▸ Short problem
Skip the pictures and repeat each line of the data exactly.

▸ Supplied data
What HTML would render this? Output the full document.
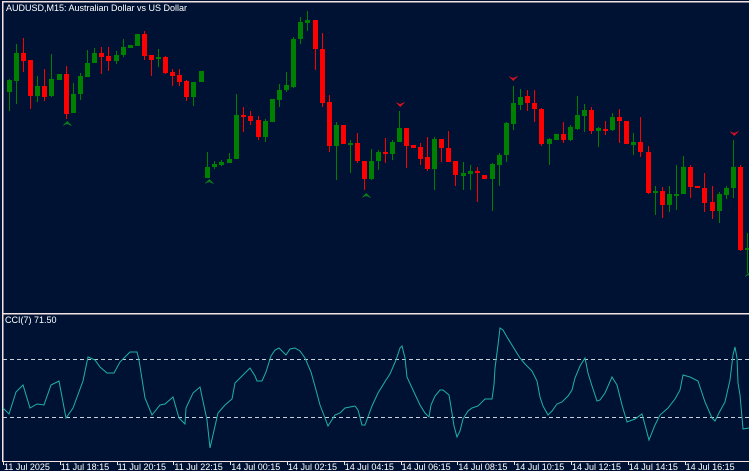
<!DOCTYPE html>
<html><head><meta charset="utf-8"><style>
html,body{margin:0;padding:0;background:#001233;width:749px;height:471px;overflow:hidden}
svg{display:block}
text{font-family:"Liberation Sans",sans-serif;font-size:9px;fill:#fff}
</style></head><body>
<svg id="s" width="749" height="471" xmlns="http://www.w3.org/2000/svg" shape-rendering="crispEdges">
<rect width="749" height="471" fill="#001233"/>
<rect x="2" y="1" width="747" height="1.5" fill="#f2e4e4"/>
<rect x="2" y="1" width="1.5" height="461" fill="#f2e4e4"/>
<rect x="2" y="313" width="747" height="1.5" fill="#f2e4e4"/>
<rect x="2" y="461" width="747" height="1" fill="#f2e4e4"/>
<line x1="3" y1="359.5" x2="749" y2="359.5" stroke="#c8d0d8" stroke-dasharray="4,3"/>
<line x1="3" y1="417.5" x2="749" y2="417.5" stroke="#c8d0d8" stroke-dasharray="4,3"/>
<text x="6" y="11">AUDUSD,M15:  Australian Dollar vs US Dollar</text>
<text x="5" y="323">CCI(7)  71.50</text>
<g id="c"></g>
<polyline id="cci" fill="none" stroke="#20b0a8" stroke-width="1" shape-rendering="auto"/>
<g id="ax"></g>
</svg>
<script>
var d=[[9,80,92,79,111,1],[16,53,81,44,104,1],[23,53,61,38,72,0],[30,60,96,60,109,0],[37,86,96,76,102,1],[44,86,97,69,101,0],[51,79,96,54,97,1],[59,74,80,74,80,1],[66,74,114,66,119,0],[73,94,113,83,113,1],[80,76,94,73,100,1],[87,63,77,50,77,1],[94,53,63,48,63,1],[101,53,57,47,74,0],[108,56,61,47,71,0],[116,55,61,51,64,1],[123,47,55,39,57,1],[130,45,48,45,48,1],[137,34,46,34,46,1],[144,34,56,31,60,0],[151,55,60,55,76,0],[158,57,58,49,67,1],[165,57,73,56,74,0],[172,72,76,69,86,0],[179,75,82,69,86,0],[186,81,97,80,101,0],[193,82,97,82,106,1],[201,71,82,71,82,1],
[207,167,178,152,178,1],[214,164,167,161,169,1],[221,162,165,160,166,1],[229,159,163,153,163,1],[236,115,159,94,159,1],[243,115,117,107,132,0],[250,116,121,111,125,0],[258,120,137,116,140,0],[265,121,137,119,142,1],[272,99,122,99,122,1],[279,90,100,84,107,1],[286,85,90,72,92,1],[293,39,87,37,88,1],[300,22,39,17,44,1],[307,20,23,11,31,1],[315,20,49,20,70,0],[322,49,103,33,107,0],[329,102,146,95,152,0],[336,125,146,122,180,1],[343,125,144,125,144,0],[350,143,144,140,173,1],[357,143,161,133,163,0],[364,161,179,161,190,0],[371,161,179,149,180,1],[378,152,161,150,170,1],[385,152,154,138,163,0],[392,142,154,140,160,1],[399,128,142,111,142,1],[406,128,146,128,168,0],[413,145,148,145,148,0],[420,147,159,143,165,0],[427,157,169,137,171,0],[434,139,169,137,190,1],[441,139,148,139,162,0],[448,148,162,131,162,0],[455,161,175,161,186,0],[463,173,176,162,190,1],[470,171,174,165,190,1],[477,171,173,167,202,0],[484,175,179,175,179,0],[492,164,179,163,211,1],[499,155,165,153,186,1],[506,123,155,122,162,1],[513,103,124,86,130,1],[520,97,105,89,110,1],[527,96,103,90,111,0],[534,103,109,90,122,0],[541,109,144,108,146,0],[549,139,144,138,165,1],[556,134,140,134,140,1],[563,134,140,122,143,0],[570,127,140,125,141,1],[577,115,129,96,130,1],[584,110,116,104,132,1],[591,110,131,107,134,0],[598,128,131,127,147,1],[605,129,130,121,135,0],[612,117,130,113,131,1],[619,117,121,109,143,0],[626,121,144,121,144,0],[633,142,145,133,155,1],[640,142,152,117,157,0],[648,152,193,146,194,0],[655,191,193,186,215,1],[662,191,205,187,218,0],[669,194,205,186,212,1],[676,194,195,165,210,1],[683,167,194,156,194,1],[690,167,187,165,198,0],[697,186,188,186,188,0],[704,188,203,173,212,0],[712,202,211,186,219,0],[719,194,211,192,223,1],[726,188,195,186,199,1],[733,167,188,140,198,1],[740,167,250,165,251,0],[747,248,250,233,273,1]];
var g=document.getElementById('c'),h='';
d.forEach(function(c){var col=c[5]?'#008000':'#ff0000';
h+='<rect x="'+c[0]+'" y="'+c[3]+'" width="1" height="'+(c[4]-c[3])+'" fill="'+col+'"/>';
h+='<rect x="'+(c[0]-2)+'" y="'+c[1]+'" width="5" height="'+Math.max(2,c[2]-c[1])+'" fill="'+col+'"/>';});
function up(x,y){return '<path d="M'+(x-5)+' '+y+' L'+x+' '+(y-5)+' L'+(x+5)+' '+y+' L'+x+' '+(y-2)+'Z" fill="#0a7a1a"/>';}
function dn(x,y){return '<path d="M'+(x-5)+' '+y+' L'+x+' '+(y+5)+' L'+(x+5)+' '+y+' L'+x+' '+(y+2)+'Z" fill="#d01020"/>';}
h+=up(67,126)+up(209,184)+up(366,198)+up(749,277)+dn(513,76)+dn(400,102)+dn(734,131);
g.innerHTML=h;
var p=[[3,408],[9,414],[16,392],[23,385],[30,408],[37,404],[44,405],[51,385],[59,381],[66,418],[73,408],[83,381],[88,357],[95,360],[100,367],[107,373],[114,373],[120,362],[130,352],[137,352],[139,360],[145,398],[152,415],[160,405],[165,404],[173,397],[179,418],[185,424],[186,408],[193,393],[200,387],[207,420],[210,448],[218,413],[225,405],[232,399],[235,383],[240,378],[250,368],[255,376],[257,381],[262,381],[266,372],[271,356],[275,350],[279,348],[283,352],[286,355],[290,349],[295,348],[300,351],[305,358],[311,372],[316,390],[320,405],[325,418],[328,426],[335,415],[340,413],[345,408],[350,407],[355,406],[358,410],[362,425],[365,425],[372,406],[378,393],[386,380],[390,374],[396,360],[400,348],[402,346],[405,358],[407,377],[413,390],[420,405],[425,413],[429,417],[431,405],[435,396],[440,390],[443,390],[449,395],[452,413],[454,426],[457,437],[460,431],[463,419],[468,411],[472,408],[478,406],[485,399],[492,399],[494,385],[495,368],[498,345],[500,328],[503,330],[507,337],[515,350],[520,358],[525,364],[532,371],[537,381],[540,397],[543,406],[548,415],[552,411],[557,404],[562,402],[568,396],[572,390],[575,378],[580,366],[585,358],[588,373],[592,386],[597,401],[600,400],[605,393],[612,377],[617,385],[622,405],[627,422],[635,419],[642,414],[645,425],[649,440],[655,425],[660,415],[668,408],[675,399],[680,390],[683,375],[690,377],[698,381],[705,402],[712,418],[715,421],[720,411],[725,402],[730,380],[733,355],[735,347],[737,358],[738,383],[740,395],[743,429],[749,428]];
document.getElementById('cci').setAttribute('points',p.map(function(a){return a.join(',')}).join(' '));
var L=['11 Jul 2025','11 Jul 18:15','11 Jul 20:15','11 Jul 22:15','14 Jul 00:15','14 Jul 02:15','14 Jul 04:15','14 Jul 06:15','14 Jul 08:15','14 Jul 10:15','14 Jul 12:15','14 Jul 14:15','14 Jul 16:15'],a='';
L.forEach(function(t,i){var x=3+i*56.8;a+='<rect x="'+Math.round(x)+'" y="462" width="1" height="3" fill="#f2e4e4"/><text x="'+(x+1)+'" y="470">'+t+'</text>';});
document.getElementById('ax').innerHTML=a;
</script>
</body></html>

▸ Expected answer
What HTML would render this? Output the full document.
<!DOCTYPE html>
<html><head><meta charset="utf-8"><style>
html,body{margin:0;padding:0;background:#001233;width:749px;height:471px;overflow:hidden}
svg{display:block}
text{font-family:"Liberation Sans",sans-serif;font-size:9px;fill:#fff}
</style></head><body>
<svg id="s" width="749" height="471" xmlns="http://www.w3.org/2000/svg" shape-rendering="crispEdges">
<rect width="749" height="471" fill="#001233"/>
<rect x="2" y="1" width="747" height="1.5" fill="#f2e4e4"/>
<rect x="2" y="1" width="1.5" height="461" fill="#f2e4e4"/>
<rect x="2" y="313" width="747" height="1.5" fill="#f2e4e4"/>
<rect x="2" y="461" width="747" height="1" fill="#f2e4e4"/>
<line x1="3" y1="359.5" x2="749" y2="359.5" stroke="#c8d0d8" stroke-dasharray="4,3"/>
<line x1="3" y1="417.5" x2="749" y2="417.5" stroke="#c8d0d8" stroke-dasharray="4,3"/>
<text x="6" y="11">AUDUSD,M15:  Australian Dollar vs US Dollar</text>
<text x="5" y="323">CCI(7)  71.50</text>
<g id="c"></g>
<polyline id="cci" fill="none" stroke="#20b0a8" stroke-width="1" shape-rendering="auto"/>
<g id="ax"></g>
</svg>
<script>
var d=[[9,80,92,79,111,1],[16,53,81,44,104,1],[23,53,61,38,72,0],[30,60,96,60,109,0],[37,86,96,76,102,1],[44,86,97,69,101,0],[51,79,96,54,97,1],[59,74,80,74,80,1],[66,74,114,66,119,0],[73,94,113,83,113,1],[80,76,94,73,100,1],[87,63,77,50,77,1],[94,53,63,48,63,1],[101,53,57,47,74,0],[108,56,61,47,71,0],[116,55,61,51,64,1],[123,47,55,39,57,1],[130,45,48,45,48,1],[137,34,46,34,46,1],[144,34,56,31,60,0],[151,55,60,55,76,0],[158,57,58,49,67,1],[165,57,73,56,74,0],[172,72,76,69,86,0],[179,75,82,69,86,0],[186,81,97,80,101,0],[193,82,97,82,106,1],[201,71,82,71,82,1],
[207,167,178,152,178,1],[214,164,167,161,169,1],[221,162,165,160,166,1],[229,159,163,153,163,1],[236,115,159,94,159,1],[243,115,117,107,132,0],[250,116,121,111,125,0],[258,120,137,116,140,0],[265,121,137,119,142,1],[272,99,122,99,122,1],[279,90,100,84,107,1],[286,85,90,72,92,1],[293,39,87,37,88,1],[300,22,39,17,44,1],[307,20,23,11,31,1],[315,20,49,20,70,0],[322,49,103,33,107,0],[329,102,146,95,152,0],[336,125,146,122,180,1],[343,125,144,125,144,0],[350,143,144,140,173,1],[357,143,161,133,163,0],[364,161,179,161,190,0],[371,161,179,149,180,1],[378,152,161,150,170,1],[385,152,154,138,163,0],[392,142,154,140,160,1],[399,128,142,111,142,1],[406,128,146,128,168,0],[413,145,148,145,148,0],[420,147,159,143,165,0],[427,157,169,137,171,0],[434,139,169,137,190,1],[441,139,148,139,162,0],[448,148,162,131,162,0],[455,161,175,161,186,0],[463,173,176,162,190,1],[470,171,174,165,190,1],[477,171,173,167,202,0],[484,175,179,175,179,0],[492,164,179,163,211,1],[499,155,165,153,186,1],[506,123,155,122,162,1],[513,103,124,86,130,1],[520,97,105,89,110,1],[527,96,103,90,111,0],[534,103,109,90,122,0],[541,109,144,108,146,0],[549,139,144,138,165,1],[556,134,140,134,140,1],[563,134,140,122,143,0],[570,127,140,125,141,1],[577,115,129,96,130,1],[584,110,116,104,132,1],[591,110,131,107,134,0],[598,128,131,127,147,1],[605,129,130,121,135,0],[612,117,130,113,131,1],[619,117,121,109,143,0],[626,121,144,121,144,0],[633,142,145,133,155,1],[640,142,152,117,157,0],[648,152,193,146,194,0],[655,191,193,186,215,1],[662,191,205,187,218,0],[669,194,205,186,212,1],[676,194,195,165,210,1],[683,167,194,156,194,1],[690,167,187,165,198,0],[697,186,188,186,188,0],[704,188,203,173,212,0],[712,202,211,186,219,0],[719,194,211,192,223,1],[726,188,195,186,199,1],[733,167,188,140,198,1],[740,167,250,165,251,0],[747,248,250,233,273,1]];
var g=document.getElementById('c'),h='';
d.forEach(function(c){var col=c[5]?'#008000':'#ff0000';
h+='<rect x="'+c[0]+'" y="'+c[3]+'" width="1" height="'+(c[4]-c[3])+'" fill="'+col+'"/>';
h+='<rect x="'+(c[0]-2)+'" y="'+c[1]+'" width="5" height="'+Math.max(2,c[2]-c[1])+'" fill="'+col+'"/>';});
function up(x,y){return '<path d="M'+(x-5)+' '+y+' L'+x+' '+(y-5)+' L'+(x+5)+' '+y+' L'+x+' '+(y-2)+'Z" fill="#0a7a1a"/>';}
function dn(x,y){return '<path d="M'+(x-5)+' '+y+' L'+x+' '+(y+5)+' L'+(x+5)+' '+y+' L'+x+' '+(y+2)+'Z" fill="#d01020"/>';}
h+=up(67,126)+up(209,184)+up(366,198)+up(749,277)+dn(513,76)+dn(400,102)+dn(734,131);
g.innerHTML=h;
var p=[[3,408],[9,414],[16,392],[23,385],[30,408],[37,404],[44,405],[51,385],[59,381],[66,418],[73,408],[83,381],[88,357],[95,360],[100,367],[107,373],[114,373],[120,362],[130,352],[137,352],[139,360],[145,398],[152,415],[160,405],[165,404],[173,397],[179,418],[185,424],[186,408],[193,393],[200,387],[207,420],[210,448],[218,413],[225,405],[232,399],[235,383],[240,378],[250,368],[255,376],[257,381],[262,381],[266,372],[271,356],[275,350],[279,348],[283,352],[286,355],[290,349],[295,348],[300,351],[305,358],[311,372],[316,390],[320,405],[325,418],[328,426],[335,415],[340,413],[345,408],[350,407],[355,406],[358,410],[362,425],[365,425],[372,406],[378,393],[386,380],[390,374],[396,360],[400,348],[402,346],[405,358],[407,377],[413,390],[420,405],[425,413],[429,417],[431,405],[435,396],[440,390],[443,390],[449,395],[452,413],[454,426],[457,437],[460,431],[463,419],[468,411],[472,408],[478,406],[485,399],[492,399],[494,385],[495,368],[498,345],[500,328],[503,330],[507,337],[515,350],[520,358],[525,364],[532,371],[537,381],[540,397],[543,406],[548,415],[552,411],[557,404],[562,402],[568,396],[572,390],[575,378],[580,366],[585,358],[588,373],[592,386],[597,401],[600,400],[605,393],[612,377],[617,385],[622,405],[627,422],[635,419],[642,414],[645,425],[649,440],[655,425],[660,415],[668,408],[675,399],[680,390],[683,375],[690,377],[698,381],[705,402],[712,418],[715,421],[720,411],[725,402],[730,380],[733,355],[735,347],[737,358],[738,383],[740,395],[743,429],[749,428]];
document.getElementById('cci').setAttribute('points',p.map(function(a){return a.join(',')}).join(' '));
var L=['11 Jul 2025','11 Jul 18:15','11 Jul 20:15','11 Jul 22:15','14 Jul 00:15','14 Jul 02:15','14 Jul 04:15','14 Jul 06:15','14 Jul 08:15','14 Jul 10:15','14 Jul 12:15','14 Jul 14:15','14 Jul 16:15'],a='';
L.forEach(function(t,i){var x=3+i*56.8;a+='<rect x="'+Math.round(x)+'" y="462" width="1" height="3" fill="#f2e4e4"/><text x="'+(x+1)+'" y="470">'+t+'</text>';});
document.getElementById('ax').innerHTML=a;
</script>
</body></html>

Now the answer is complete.